-- begin --

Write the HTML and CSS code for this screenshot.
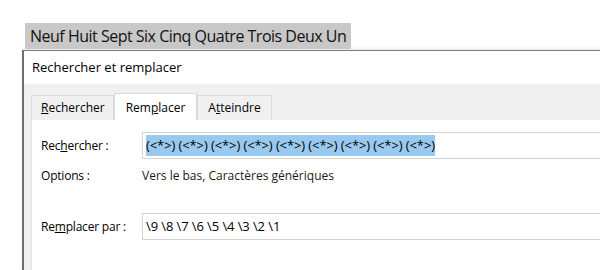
FILE: index.html
```html
<!DOCTYPE html>
<html lang="fr">
<head>
    <meta charset="UTF-8">
    <title>Rechercher et remplacer</title>
    <link rel="stylesheet" href="styles.css">
</head>
<body>
    <div class="doc">
        <span class="doc-line">Neuf Huit Sept Six Cinq Quatre Trois Deux Un</span>
    </div>

    <div class="dialog">
        <div class="titlebar">Rechercher et remplacer</div>
        <div class="dialog-body">
            <div class="tabs">
                <div class="tab"><u>R</u>echercher</div>
                <div class="tab active">Rem<u>p</u>lacer</div>
                <div class="tab last">A<u>t</u>teindre</div>
            </div>
            <div class="panel">
                <div class="row">
                    <label class="label">Rec<u>h</u>ercher :</label>
                    <div class="field"><span class="selected">(&lt;*&gt;) (&lt;*&gt;) (&lt;*&gt;) (&lt;*&gt;) (&lt;*&gt;) (&lt;*&gt;) (&lt;*&gt;) (&lt;*&gt;) (&lt;*&gt;)</span></div>
                </div>
                <div class="row options">
                    <span class="label">Options :</span>
                    <span class="value">Vers le bas, Caractères génériques</span>
                </div>
                <div class="row replace">
                    <label class="label">Re<u>m</u>placer par :</label>
                    <div class="field">\9 \8 \7 \6 \5 \4 \3 \2 \1</div>
                </div>
            </div>
        </div>
    </div>
</body>
</html>
```

FILE: styles.css
```css
* {
    margin: 0;
    padding: 0;
    box-sizing: border-box;
}

body {
    font-family: 'Open Sans', 'Noto Sans', sans-serif;
    background: #ffffff;
    color: #1a1a1a;
    width: 600px;
    height: 270px;
    overflow: hidden;
}

.doc {
    padding: 23px 0 0 25px;
    height: 50px;
}

.doc-line {
    display: inline-block;
    background: #c8c8c8;
    font-size: 16px;
    letter-spacing: -0.5px;
    line-height: 26px;
    height: 26px;
    padding: 0 5px;
    color: #111;
}

.dialog {
    margin-left: 22px;
    border-left: 2px solid #6e6e6e;
    border-top: 1px solid #7a7a7a;
    box-shadow: 0 -2px 3px rgba(0, 0, 0, 0.08);
    height: 220px;
}

.titlebar {
    background: #ffffff;
    height: 33px;
    line-height: 32px;
    padding-left: 8px;
    font-size: 13px;
    color: #000;
}

.dialog-body {
    background: #f0f0f0;
    padding: 9px 0 0 7px;
    height: 187px;
    display: flex;
    flex-direction: column;
}

.tabs {
    display: flex;
    align-items: flex-end;
    height: 27px;
    font-size: 12px;
}

.tab {
    height: 25px;
    line-height: 24px;
    padding: 0 8px 0 9px;
    border: 1px solid #dadada;
    border-bottom: none;
    background: #f0f0f0;
    margin-right: 2px;
    color: #000;
}

.tab + .tab {
    margin-left: -2px;
}

.tab.active {
    height: 27px;
    background: #ffffff;
    border-color: #dadada;
    padding: 0 11px 0 11px;
    line-height: 28px;
}

.tab.last {
    padding: 0 10px 0 10px;
}

.panel {
    flex: 1;
    background: #ffffff;
    border-left: 1px solid #e3e3e3;
    padding: 12px 0 0 9px;
    font-size: 12px;
}

.row {
    display: flex;
    align-items: center;
    height: 27px;
}

.label {
    width: 101px;
    flex-shrink: 0;
    color: #000;
    letter-spacing: -0.2px;
}

.field {
    flex: 1;
    height: 27px;
    border: 1px solid #d4d4d4;
    border-right: none;
    background: #fff;
    padding: 0 0 0 3px;
    line-height: 25px;
    font-size: 13px;
    letter-spacing: -0.1px;
    white-space: nowrap;
    overflow: hidden;
    color: #000;
}

.selected {
    background: #99c9ef;
    display: inline-block;
    line-height: 21px;
    margin-top: 2px;
}

.options {
    height: 30px;
    padding-top: 2px;
}

.replace {
    margin-top: 24px;
}
```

-- end --

PROBLEM STATEMENT: Return the listing above word for word, with the pictures removed.

SOLUTION TO THIS EXERCISE:
Write the HTML and CSS code for this screenshot.
FILE: index.html
```html
<!DOCTYPE html>
<html lang="fr">
<head>
    <meta charset="UTF-8">
    <title>Rechercher et remplacer</title>
    <link rel="stylesheet" href="styles.css">
</head>
<body>
    <div class="doc">
        <span class="doc-line">Neuf Huit Sept Six Cinq Quatre Trois Deux Un</span>
    </div>

    <div class="dialog">
        <div class="titlebar">Rechercher et remplacer</div>
        <div class="dialog-body">
            <div class="tabs">
                <div class="tab"><u>R</u>echercher</div>
                <div class="tab active">Rem<u>p</u>lacer</div>
                <div class="tab last">A<u>t</u>teindre</div>
            </div>
            <div class="panel">
                <div class="row">
                    <label class="label">Rec<u>h</u>ercher :</label>
                    <div class="field"><span class="selected">(&lt;*&gt;) (&lt;*&gt;) (&lt;*&gt;) (&lt;*&gt;) (&lt;*&gt;) (&lt;*&gt;) (&lt;*&gt;) (&lt;*&gt;) (&lt;*&gt;)</span></div>
                </div>
                <div class="row options">
                    <span class="label">Options :</span>
                    <span class="value">Vers le bas, Caractères génériques</span>
                </div>
                <div class="row replace">
                    <label class="label">Re<u>m</u>placer par :</label>
                    <div class="field">\9 \8 \7 \6 \5 \4 \3 \2 \1</div>
                </div>
            </div>
        </div>
    </div>
</body>
</html>
```

FILE: styles.css
```css
* {
    margin: 0;
    padding: 0;
    box-sizing: border-box;
}

body {
    font-family: 'Open Sans', 'Noto Sans', sans-serif;
    background: #ffffff;
    color: #1a1a1a;
    width: 600px;
    height: 270px;
    overflow: hidden;
}

.doc {
    padding: 23px 0 0 25px;
    height: 50px;
}

.doc-line {
    display: inline-block;
    background: #c8c8c8;
    font-size: 16px;
    letter-spacing: -0.5px;
    line-height: 26px;
    height: 26px;
    padding: 0 5px;
    color: #111;
}

.dialog {
    margin-left: 22px;
    border-left: 2px solid #6e6e6e;
    border-top: 1px solid #7a7a7a;
    box-shadow: 0 -2px 3px rgba(0, 0, 0, 0.08);
    height: 220px;
}

.titlebar {
    background: #ffffff;
    height: 33px;
    line-height: 32px;
    padding-left: 8px;
    font-size: 13px;
    color: #000;
}

.dialog-body {
    background: #f0f0f0;
    padding: 9px 0 0 7px;
    height: 187px;
    display: flex;
    flex-direction: column;
}

.tabs {
    display: flex;
    align-items: flex-end;
    height: 27px;
    font-size: 12px;
}

.tab {
    height: 25px;
    line-height: 24px;
    padding: 0 8px 0 9px;
    border: 1px solid #dadada;
    border-bottom: none;
    background: #f0f0f0;
    margin-right: 2px;
    color: #000;
}

.tab + .tab {
    margin-left: -2px;
}

.tab.active {
    height: 27px;
    background: #ffffff;
    border-color: #dadada;
    padding: 0 11px 0 11px;
    line-height: 28px;
}

.tab.last {
    padding: 0 10px 0 10px;
}

.panel {
    flex: 1;
    background: #ffffff;
    border-left: 1px solid #e3e3e3;
    padding: 12px 0 0 9px;
    font-size: 12px;
}

.row {
    display: flex;
    align-items: center;
    height: 27px;
}

.label {
    width: 101px;
    flex-shrink: 0;
    color: #000;
    letter-spacing: -0.2px;
}

.field {
    flex: 1;
    height: 27px;
    border: 1px solid #d4d4d4;
    border-right: none;
    background: #fff;
    padding: 0 0 0 3px;
    line-height: 25px;
    font-size: 13px;
    letter-spacing: -0.1px;
    white-space: nowrap;
    overflow: hidden;
    color: #000;
}

.selected {
    background: #99c9ef;
    display: inline-block;
    line-height: 21px;
    margin-top: 2px;
}

.options {
    height: 30px;
    padding-top: 2px;
}

.replace {
    margin-top: 24px;
}
```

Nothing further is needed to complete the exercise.